#### What you will do:
Write the lines out exactly as they stand, from the one containing "Give me the" through the one containing "const allSelected = computed(()", and only those. Omit pictures.

#### Records with interface code:
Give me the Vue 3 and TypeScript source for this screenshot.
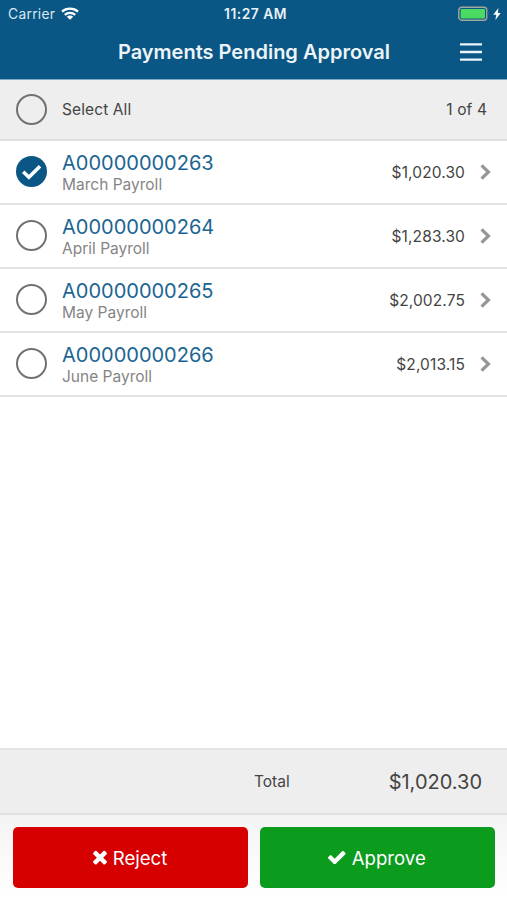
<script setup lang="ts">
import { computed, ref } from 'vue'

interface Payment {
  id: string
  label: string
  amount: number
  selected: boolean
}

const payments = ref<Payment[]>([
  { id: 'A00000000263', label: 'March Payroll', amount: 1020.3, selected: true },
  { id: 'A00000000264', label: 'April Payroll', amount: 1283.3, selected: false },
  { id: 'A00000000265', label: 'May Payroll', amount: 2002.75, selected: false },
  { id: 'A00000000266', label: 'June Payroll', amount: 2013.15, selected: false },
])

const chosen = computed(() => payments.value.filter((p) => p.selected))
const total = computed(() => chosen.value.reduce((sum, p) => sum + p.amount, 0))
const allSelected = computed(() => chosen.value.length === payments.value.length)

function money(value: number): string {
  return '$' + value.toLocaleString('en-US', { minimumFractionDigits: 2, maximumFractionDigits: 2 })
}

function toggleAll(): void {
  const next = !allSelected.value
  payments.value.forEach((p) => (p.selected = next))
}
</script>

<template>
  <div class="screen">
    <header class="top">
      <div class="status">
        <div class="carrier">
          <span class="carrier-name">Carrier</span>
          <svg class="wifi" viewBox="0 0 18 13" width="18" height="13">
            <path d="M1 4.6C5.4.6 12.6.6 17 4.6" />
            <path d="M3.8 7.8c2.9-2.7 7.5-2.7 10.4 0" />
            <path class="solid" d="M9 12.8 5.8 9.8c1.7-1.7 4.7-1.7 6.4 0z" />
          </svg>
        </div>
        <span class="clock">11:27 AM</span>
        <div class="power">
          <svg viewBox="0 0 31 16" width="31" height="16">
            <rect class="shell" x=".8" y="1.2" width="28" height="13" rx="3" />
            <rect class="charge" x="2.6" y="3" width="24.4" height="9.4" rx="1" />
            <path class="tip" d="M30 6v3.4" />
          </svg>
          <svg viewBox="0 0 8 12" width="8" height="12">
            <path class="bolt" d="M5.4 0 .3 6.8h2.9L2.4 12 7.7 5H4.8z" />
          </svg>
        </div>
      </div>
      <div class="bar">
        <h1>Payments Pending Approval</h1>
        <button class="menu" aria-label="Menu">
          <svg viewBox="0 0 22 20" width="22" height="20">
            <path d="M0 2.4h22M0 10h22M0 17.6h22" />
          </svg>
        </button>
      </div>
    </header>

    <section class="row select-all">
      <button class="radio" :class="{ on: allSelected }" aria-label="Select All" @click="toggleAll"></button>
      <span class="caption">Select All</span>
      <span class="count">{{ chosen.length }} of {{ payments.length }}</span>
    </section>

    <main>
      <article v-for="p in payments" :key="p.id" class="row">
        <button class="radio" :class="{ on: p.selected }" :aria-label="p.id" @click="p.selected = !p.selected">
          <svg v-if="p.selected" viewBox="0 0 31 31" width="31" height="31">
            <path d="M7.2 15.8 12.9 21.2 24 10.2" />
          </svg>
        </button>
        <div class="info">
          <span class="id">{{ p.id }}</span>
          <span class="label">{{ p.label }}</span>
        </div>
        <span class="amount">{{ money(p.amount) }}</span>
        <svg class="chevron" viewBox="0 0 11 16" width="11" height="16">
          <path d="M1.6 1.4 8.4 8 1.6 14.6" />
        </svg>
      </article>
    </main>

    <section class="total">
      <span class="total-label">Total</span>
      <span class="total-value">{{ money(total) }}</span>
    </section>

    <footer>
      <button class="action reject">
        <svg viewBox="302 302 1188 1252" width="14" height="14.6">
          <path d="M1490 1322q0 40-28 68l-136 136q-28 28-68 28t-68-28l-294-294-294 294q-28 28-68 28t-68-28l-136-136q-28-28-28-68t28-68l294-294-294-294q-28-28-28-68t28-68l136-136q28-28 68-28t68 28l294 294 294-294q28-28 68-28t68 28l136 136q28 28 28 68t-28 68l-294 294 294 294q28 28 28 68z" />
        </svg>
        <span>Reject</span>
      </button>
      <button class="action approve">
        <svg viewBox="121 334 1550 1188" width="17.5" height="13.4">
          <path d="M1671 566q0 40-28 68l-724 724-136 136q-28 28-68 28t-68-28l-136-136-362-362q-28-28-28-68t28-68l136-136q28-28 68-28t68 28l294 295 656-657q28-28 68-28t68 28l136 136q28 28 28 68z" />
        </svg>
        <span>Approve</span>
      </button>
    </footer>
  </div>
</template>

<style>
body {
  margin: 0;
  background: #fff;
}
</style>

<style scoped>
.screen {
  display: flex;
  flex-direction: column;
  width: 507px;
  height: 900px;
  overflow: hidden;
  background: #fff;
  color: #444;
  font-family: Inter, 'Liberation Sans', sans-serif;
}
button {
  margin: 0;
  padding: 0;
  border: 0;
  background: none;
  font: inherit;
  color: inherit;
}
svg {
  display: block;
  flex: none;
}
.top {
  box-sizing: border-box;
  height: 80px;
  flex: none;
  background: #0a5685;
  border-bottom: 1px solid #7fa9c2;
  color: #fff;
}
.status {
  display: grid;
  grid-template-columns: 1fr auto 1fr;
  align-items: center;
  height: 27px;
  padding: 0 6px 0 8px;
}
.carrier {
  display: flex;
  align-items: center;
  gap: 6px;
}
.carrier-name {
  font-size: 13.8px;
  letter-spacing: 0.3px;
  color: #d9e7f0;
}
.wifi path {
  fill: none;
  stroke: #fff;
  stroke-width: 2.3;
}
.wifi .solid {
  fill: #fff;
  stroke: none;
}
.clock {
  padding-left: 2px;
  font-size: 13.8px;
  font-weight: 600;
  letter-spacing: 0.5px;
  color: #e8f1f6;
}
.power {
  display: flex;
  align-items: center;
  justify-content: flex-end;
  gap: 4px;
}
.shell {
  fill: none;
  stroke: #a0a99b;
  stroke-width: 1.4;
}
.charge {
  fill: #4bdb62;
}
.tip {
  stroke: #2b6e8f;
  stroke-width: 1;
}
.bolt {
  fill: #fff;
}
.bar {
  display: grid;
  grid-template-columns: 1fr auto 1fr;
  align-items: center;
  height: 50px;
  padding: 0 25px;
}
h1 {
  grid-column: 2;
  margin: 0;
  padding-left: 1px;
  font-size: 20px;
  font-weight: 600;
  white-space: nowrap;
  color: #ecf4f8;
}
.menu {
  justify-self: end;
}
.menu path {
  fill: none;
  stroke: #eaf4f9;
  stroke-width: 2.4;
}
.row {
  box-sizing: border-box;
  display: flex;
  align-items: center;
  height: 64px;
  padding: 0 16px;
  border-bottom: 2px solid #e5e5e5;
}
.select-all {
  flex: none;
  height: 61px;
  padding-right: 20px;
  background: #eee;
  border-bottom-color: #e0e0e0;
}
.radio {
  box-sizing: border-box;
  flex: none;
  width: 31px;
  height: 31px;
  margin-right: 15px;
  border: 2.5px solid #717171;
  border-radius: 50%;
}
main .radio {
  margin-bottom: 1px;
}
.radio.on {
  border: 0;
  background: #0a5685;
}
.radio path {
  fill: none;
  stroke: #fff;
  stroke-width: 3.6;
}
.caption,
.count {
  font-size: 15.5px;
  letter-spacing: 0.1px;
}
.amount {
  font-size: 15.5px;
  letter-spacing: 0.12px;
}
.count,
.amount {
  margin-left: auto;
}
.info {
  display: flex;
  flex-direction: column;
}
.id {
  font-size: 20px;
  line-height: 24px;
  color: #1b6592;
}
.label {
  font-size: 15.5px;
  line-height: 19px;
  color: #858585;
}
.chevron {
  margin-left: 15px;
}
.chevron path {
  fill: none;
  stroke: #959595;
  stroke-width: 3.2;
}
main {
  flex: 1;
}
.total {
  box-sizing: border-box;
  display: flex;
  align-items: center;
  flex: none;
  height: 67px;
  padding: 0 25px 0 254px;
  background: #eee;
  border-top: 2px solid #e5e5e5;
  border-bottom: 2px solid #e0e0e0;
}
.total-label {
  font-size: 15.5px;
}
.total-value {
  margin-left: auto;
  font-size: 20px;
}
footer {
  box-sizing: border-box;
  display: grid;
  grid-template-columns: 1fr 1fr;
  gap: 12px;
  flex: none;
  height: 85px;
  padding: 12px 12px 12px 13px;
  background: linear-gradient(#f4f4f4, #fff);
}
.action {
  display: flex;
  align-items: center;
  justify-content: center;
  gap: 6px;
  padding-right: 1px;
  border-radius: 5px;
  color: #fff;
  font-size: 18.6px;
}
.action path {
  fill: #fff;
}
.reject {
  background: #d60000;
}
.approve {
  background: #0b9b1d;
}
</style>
==
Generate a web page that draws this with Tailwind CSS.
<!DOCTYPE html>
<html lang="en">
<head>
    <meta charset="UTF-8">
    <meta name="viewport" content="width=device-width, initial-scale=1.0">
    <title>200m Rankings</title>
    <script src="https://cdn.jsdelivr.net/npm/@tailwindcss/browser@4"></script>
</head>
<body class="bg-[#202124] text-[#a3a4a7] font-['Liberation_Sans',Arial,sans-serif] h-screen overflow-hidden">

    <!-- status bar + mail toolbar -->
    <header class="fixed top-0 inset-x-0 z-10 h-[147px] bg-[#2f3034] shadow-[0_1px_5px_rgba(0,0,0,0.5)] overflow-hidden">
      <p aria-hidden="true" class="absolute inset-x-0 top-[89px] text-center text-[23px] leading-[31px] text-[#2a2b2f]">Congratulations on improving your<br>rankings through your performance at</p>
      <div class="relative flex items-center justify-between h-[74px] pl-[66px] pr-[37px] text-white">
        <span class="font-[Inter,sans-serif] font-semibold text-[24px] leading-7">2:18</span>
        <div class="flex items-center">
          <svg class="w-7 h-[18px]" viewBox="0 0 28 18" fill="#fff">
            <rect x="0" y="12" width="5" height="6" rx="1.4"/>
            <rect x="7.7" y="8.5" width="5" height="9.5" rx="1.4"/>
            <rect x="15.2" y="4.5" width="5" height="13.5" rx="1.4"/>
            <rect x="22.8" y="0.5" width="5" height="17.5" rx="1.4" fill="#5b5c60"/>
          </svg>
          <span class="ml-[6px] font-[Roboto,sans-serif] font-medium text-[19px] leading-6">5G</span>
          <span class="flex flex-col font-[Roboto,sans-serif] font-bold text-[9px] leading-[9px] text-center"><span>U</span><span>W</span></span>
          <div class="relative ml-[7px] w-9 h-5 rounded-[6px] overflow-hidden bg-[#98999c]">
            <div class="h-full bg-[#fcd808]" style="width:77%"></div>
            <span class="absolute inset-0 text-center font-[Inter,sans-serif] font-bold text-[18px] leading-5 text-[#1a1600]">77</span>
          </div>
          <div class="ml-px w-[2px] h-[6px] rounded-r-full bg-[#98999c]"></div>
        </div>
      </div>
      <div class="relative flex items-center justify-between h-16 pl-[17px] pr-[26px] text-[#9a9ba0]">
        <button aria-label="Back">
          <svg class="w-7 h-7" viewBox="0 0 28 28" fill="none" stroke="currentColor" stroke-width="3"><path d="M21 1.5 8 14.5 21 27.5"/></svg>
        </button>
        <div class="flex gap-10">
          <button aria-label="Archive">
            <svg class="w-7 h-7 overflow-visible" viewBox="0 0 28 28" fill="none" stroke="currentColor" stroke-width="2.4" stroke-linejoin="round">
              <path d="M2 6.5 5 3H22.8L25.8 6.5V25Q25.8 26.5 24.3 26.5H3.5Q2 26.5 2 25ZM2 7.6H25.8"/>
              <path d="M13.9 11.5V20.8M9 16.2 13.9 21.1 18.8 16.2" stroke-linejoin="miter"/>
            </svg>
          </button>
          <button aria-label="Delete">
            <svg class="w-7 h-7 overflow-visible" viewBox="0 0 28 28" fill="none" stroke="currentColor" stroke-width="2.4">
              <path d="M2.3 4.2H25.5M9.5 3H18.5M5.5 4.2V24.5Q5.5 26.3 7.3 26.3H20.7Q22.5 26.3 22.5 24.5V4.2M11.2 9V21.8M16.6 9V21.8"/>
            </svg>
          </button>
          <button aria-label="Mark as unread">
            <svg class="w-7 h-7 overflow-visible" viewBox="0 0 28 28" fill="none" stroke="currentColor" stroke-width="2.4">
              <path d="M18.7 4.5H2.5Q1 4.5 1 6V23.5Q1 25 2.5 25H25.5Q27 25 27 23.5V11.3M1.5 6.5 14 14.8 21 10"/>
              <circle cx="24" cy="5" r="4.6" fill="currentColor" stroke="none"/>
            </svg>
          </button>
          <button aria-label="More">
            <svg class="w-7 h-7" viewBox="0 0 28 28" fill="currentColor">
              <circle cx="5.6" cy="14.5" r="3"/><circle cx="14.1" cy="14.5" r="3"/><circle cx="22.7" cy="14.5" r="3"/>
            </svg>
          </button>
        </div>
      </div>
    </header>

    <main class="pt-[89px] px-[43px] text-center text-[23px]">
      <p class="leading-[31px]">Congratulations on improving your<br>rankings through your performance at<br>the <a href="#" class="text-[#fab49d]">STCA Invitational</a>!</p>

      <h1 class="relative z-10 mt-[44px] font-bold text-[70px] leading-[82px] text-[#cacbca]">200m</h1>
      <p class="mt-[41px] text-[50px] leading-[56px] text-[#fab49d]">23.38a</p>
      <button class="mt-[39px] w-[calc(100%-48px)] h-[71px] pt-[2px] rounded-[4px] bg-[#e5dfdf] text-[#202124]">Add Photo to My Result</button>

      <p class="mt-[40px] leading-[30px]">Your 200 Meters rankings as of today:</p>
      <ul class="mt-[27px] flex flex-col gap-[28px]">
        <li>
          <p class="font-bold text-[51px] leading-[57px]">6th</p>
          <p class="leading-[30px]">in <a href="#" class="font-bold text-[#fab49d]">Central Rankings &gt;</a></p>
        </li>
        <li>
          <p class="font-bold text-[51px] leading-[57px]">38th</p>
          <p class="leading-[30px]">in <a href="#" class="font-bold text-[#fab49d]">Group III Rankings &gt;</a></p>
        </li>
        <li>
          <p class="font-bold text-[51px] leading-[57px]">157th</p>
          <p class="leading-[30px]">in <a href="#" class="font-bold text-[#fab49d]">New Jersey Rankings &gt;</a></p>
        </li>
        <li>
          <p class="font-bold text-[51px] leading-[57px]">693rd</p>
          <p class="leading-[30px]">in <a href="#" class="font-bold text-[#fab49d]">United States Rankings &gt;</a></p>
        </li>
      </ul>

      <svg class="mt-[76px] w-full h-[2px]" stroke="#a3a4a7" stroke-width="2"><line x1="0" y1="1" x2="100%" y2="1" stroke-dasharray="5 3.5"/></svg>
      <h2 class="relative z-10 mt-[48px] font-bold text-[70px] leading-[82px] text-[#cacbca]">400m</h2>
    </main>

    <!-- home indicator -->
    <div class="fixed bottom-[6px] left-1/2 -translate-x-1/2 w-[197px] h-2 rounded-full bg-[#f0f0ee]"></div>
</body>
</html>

#### Finished task:
Give me the Vue 3 and TypeScript source for this screenshot.
<script setup lang="ts">
import { computed, ref } from 'vue'

interface Payment {
  id: string
  label: string
  amount: number
  selected: boolean
}

const payments = ref<Payment[]>([
  { id: 'A00000000263', label: 'March Payroll', amount: 1020.3, selected: true },
  { id: 'A00000000264', label: 'April Payroll', amount: 1283.3, selected: false },
  { id: 'A00000000265', label: 'May Payroll', amount: 2002.75, selected: false },
  { id: 'A00000000266', label: 'June Payroll', amount: 2013.15, selected: false },
])

const chosen = computed(() => payments.value.filter((p) => p.selected))
const total = computed(() => chosen.value.reduce((sum, p) => sum + p.amount, 0))
const allSelected = computed(() => chosen.value.length === payments.value.length)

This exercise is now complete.